* Objective: Write out the listing below without alteration, omitting its pictures.

** Start **

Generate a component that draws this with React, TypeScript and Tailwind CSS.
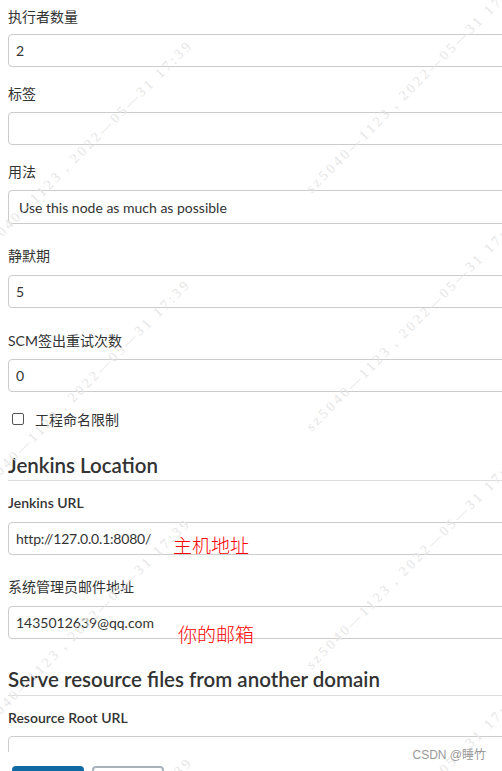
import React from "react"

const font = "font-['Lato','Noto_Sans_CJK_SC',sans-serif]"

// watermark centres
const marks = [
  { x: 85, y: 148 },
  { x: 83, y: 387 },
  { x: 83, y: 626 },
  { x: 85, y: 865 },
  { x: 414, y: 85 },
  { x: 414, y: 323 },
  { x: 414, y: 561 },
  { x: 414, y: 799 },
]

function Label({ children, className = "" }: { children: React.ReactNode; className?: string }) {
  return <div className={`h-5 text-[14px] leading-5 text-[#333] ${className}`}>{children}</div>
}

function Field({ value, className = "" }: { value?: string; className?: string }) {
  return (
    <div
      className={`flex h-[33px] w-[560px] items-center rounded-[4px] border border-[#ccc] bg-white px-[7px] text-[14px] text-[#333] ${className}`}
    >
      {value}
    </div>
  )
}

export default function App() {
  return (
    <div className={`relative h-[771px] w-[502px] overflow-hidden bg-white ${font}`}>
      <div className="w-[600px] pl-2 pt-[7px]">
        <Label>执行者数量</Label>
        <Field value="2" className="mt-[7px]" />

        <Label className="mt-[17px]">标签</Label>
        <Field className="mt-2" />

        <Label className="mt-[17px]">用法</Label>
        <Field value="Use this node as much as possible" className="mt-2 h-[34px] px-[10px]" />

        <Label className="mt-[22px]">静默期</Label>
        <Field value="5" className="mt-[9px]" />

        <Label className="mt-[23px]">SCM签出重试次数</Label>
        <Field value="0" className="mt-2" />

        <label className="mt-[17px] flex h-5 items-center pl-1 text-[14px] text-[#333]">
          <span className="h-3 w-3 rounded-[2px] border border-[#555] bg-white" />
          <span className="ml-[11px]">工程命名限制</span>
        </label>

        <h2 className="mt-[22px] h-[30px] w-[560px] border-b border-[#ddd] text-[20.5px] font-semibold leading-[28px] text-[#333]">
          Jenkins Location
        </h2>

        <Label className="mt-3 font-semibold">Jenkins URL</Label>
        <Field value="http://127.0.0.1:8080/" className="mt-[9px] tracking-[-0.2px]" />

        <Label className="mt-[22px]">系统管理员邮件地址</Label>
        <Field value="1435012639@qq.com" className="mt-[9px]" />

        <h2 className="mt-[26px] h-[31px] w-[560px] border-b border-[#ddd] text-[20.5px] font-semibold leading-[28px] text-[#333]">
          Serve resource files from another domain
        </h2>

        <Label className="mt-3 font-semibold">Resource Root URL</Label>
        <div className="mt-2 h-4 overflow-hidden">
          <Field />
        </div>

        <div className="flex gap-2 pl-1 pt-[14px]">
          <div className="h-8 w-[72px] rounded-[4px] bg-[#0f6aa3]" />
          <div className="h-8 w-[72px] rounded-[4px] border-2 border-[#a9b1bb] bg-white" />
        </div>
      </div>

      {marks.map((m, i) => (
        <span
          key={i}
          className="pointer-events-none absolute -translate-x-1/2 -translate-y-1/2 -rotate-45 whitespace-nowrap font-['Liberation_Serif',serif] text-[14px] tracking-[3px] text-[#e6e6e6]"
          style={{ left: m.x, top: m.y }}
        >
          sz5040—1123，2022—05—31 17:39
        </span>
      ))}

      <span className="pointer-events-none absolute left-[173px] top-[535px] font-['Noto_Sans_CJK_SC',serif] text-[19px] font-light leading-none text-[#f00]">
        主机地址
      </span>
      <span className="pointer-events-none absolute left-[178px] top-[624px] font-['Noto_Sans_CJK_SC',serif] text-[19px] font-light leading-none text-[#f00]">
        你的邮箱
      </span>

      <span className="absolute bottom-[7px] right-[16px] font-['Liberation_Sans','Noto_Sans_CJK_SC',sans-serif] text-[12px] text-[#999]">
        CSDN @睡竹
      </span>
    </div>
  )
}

** End **

* Written reply:
Generate a component that draws this with React, TypeScript and Tailwind CSS.
import React from "react"

const font = "font-['Lato','Noto_Sans_CJK_SC',sans-serif]"

// watermark centres
const marks = [
  { x: 85, y: 148 },
  { x: 83, y: 387 },
  { x: 83, y: 626 },
  { x: 85, y: 865 },
  { x: 414, y: 85 },
  { x: 414, y: 323 },
  { x: 414, y: 561 },
  { x: 414, y: 799 },
]

function Label({ children, className = "" }: { children: React.ReactNode; className?: string }) {
  return <div className={`h-5 text-[14px] leading-5 text-[#333] ${className}`}>{children}</div>
}

function Field({ value, className = "" }: { value?: string; className?: string }) {
  return (
    <div
      className={`flex h-[33px] w-[560px] items-center rounded-[4px] border border-[#ccc] bg-white px-[7px] text-[14px] text-[#333] ${className}`}
    >
      {value}
    </div>
  )
}

export default function App() {
  return (
    <div className={`relative h-[771px] w-[502px] overflow-hidden bg-white ${font}`}>
      <div className="w-[600px] pl-2 pt-[7px]">
        <Label>执行者数量</Label>
        <Field value="2" className="mt-[7px]" />

        <Label className="mt-[17px]">标签</Label>
        <Field className="mt-2" />

        <Label className="mt-[17px]">用法</Label>
        <Field value="Use this node as much as possible" className="mt-2 h-[34px] px-[10px]" />

        <Label className="mt-[22px]">静默期</Label>
        <Field value="5" className="mt-[9px]" />

        <Label className="mt-[23px]">SCM签出重试次数</Label>
        <Field value="0" className="mt-2" />

        <label className="mt-[17px] flex h-5 items-center pl-1 text-[14px] text-[#333]">
          <span className="h-3 w-3 rounded-[2px] border border-[#555] bg-white" />
          <span className="ml-[11px]">工程命名限制</span>
        </label>

        <h2 className="mt-[22px] h-[30px] w-[560px] border-b border-[#ddd] text-[20.5px] font-semibold leading-[28px] text-[#333]">
          Jenkins Location
        </h2>

        <Label className="mt-3 font-semibold">Jenkins URL</Label>
        <Field value="http://127.0.0.1:8080/" className="mt-[9px] tracking-[-0.2px]" />

        <Label className="mt-[22px]">系统管理员邮件地址</Label>
        <Field value="1435012639@qq.com" className="mt-[9px]" />

        <h2 className="mt-[26px] h-[31px] w-[560px] border-b border-[#ddd] text-[20.5px] font-semibold leading-[28px] text-[#333]">
          Serve resource files from another domain
        </h2>

        <Label className="mt-3 font-semibold">Resource Root URL</Label>
        <div className="mt-2 h-4 overflow-hidden">
          <Field />
        </div>

        <div className="flex gap-2 pl-1 pt-[14px]">
          <div className="h-8 w-[72px] rounded-[4px] bg-[#0f6aa3]" />
          <div className="h-8 w-[72px] rounded-[4px] border-2 border-[#a9b1bb] bg-white" />
        </div>
      </div>

      {marks.map((m, i) => (
        <span
          key={i}
          className="pointer-events-none absolute -translate-x-1/2 -translate-y-1/2 -rotate-45 whitespace-nowrap font-['Liberation_Serif',serif] text-[14px] tracking-[3px] text-[#e6e6e6]"
          style={{ left: m.x, top: m.y }}
        >
          sz5040—1123，2022—05—31 17:39
        </span>
      ))}

      <span className="pointer-events-none absolute left-[173px] top-[535px] font-['Noto_Sans_CJK_SC',serif] text-[19px] font-light leading-none text-[#f00]">
        主机地址
      </span>
      <span className="pointer-events-none absolute left-[178px] top-[624px] font-['Noto_Sans_CJK_SC',serif] text-[19px] font-light leading-none text-[#f00]">
        你的邮箱
      </span>

      <span className="absolute bottom-[7px] right-[16px] font-['Liberation_Sans','Noto_Sans_CJK_SC',sans-serif] text-[12px] text-[#999]">
        CSDN @睡竹
      </span>
    </div>
  )
}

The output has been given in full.